_Directive_: Give an exact copy of every line, leaving images out.

-- Start of Given data --

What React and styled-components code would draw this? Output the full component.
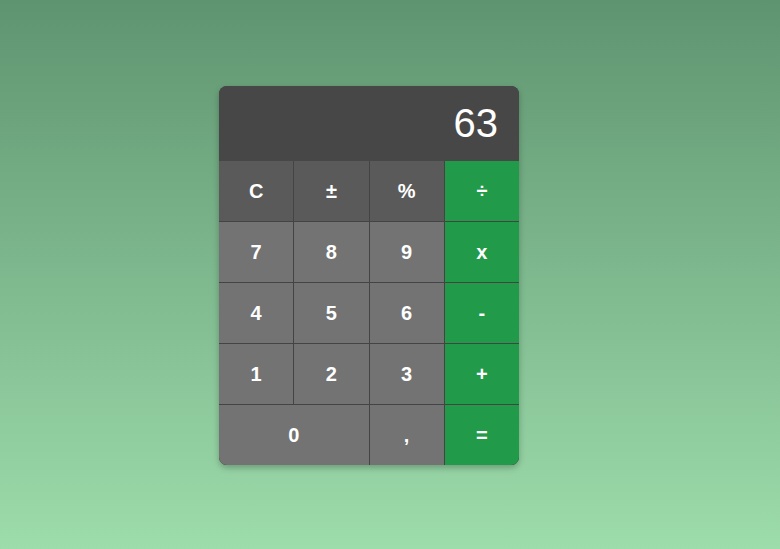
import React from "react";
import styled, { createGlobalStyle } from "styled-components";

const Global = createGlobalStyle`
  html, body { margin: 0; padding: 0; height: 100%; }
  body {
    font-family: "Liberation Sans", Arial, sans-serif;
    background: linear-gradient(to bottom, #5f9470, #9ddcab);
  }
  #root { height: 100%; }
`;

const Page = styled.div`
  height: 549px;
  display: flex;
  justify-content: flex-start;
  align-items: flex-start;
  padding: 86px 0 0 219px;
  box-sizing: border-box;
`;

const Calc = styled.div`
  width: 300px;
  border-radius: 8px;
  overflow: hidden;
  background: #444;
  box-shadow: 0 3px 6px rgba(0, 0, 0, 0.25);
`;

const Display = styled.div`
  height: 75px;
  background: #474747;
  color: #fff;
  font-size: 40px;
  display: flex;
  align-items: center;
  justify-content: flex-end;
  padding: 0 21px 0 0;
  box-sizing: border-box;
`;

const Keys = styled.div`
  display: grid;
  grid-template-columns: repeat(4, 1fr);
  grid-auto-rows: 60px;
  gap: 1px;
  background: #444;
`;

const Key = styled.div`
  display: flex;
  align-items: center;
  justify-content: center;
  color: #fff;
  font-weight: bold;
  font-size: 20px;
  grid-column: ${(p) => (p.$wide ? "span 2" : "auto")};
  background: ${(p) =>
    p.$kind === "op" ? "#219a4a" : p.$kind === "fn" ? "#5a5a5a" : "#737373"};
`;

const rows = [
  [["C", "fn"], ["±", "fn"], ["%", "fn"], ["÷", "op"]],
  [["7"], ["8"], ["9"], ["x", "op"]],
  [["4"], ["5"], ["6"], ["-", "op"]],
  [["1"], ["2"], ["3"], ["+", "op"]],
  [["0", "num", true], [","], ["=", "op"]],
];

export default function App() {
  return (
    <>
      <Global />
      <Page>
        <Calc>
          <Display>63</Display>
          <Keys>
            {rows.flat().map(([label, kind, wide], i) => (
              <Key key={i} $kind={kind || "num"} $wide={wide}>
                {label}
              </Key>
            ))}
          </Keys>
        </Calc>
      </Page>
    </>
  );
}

-- End of Given data --

_Response below_:
What React and styled-components code would draw this? Output the full component.
import React from "react";
import styled, { createGlobalStyle } from "styled-components";

const Global = createGlobalStyle`
  html, body { margin: 0; padding: 0; height: 100%; }
  body {
    font-family: "Liberation Sans", Arial, sans-serif;
    background: linear-gradient(to bottom, #5f9470, #9ddcab);
  }
  #root { height: 100%; }
`;

const Page = styled.div`
  height: 549px;
  display: flex;
  justify-content: flex-start;
  align-items: flex-start;
  padding: 86px 0 0 219px;
  box-sizing: border-box;
`;

const Calc = styled.div`
  width: 300px;
  border-radius: 8px;
  overflow: hidden;
  background: #444;
  box-shadow: 0 3px 6px rgba(0, 0, 0, 0.25);
`;

const Display = styled.div`
  height: 75px;
  background: #474747;
  color: #fff;
  font-size: 40px;
  display: flex;
  align-items: center;
  justify-content: flex-end;
  padding: 0 21px 0 0;
  box-sizing: border-box;
`;

const Keys = styled.div`
  display: grid;
  grid-template-columns: repeat(4, 1fr);
  grid-auto-rows: 60px;
  gap: 1px;
  background: #444;
`;

const Key = styled.div`
  display: flex;
  align-items: center;
  justify-content: center;
  color: #fff;
  font-weight: bold;
  font-size: 20px;
  grid-column: ${(p) => (p.$wide ? "span 2" : "auto")};
  background: ${(p) =>
    p.$kind === "op" ? "#219a4a" : p.$kind === "fn" ? "#5a5a5a" : "#737373"};
`;

const rows = [
  [["C", "fn"], ["±", "fn"], ["%", "fn"], ["÷", "op"]],
  [["7"], ["8"], ["9"], ["x", "op"]],
  [["4"], ["5"], ["6"], ["-", "op"]],
  [["1"], ["2"], ["3"], ["+", "op"]],
  [["0", "num", true], [","], ["=", "op"]],
];

export default function App() {
  return (
    <>
      <Global />
      <Page>
        <Calc>
          <Display>63</Display>
          <Keys>
            {rows.flat().map(([label, kind, wide], i) => (
              <Key key={i} $kind={kind || "num"} $wide={wide}>
                {label}
              </Key>
            ))}
          </Keys>
        </Calc>
      </Page>
    </>
  );
}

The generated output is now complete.